On the issue of the out-of-court workout, the draft sMoU reveals an agreement has been reached allowing for both large and small debtors (with debt above a minimum threshold) with unpaid obligations to the state, social security funds and the private sector to be included in the mechanism. The specifics of the workout will be detailed in the technical MoU.
Regarding the energy sector, the share purchase agreement for the sale of a 24 percent stake in the electricity transmission operator (ADMIE) has to be signed. In addition, the state will contribute 51 percent of ADMIE to the new privatisation and investment fund (HCAP), while the remaining 25 percent stake will be listed in the Athens Stock Exchange.
In case of lack of sufficient progress to the agreed timeline, ADMIE should be fully privatised by September 2017.
The draft sMoU also urges the government to ensure the completion of the sale of the natural gas grid operator (DESFA) under the current tender, while the Hellenic Republic Asset Development Fund (HRADF) will launch the expression of interest for the sale of a stake of 30 percent of the Athens International Airport in March 2017.

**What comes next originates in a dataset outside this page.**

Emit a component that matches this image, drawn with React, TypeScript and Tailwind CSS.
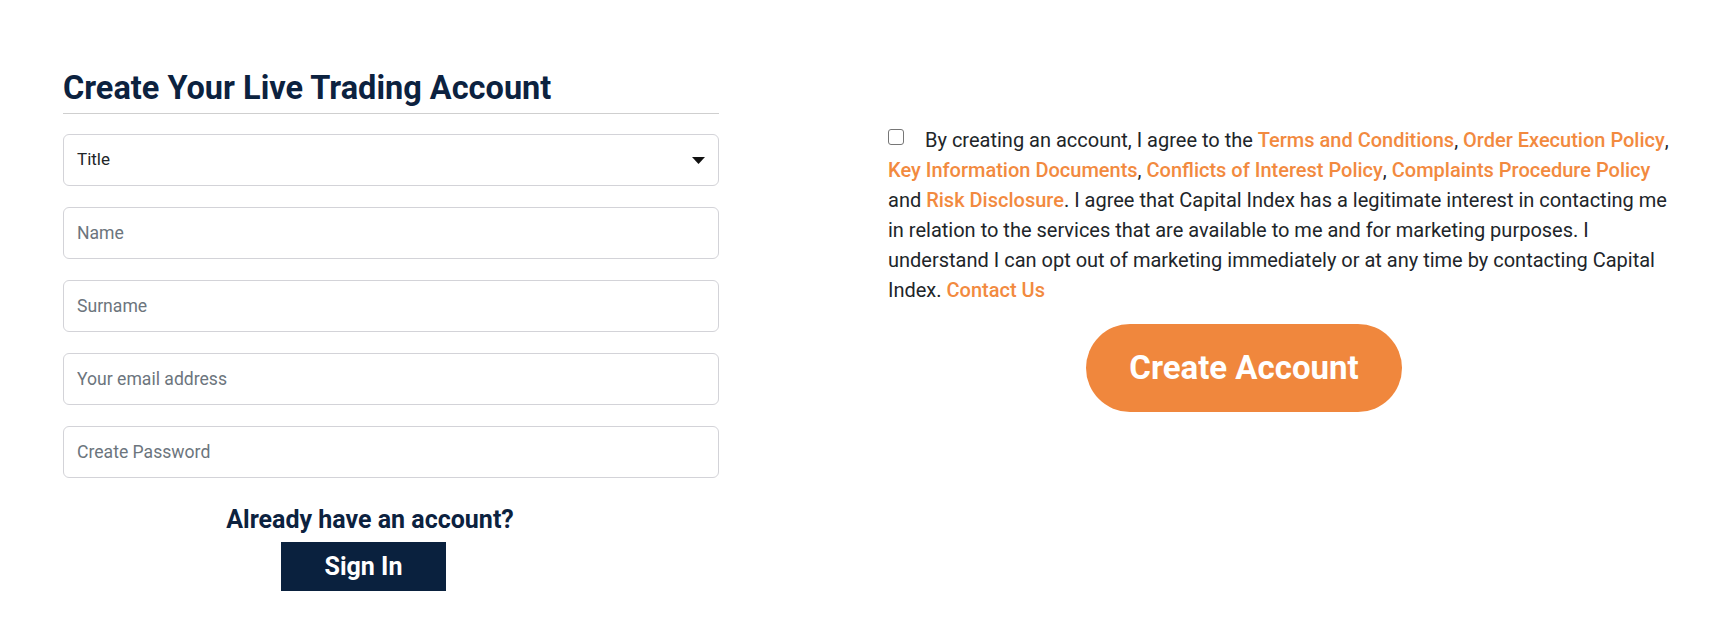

On the public administration, the draft document foresees the introduction of a new permanent mobility scheme, rationalisation of specialised wage grids (without quantifying the cost savings) and implementation of the reformed performance assessment scheme by June 2017.
Moreover, the MTFS 2017-20 will establish ceilings for the wage bill and the level of public employment ensuring a declining trend of the wage will relative to GDP by 2018, also through the use of the attrition rule starting from 1:5 in 2016 to 1:4 in 2017 and 1:3 in 2018.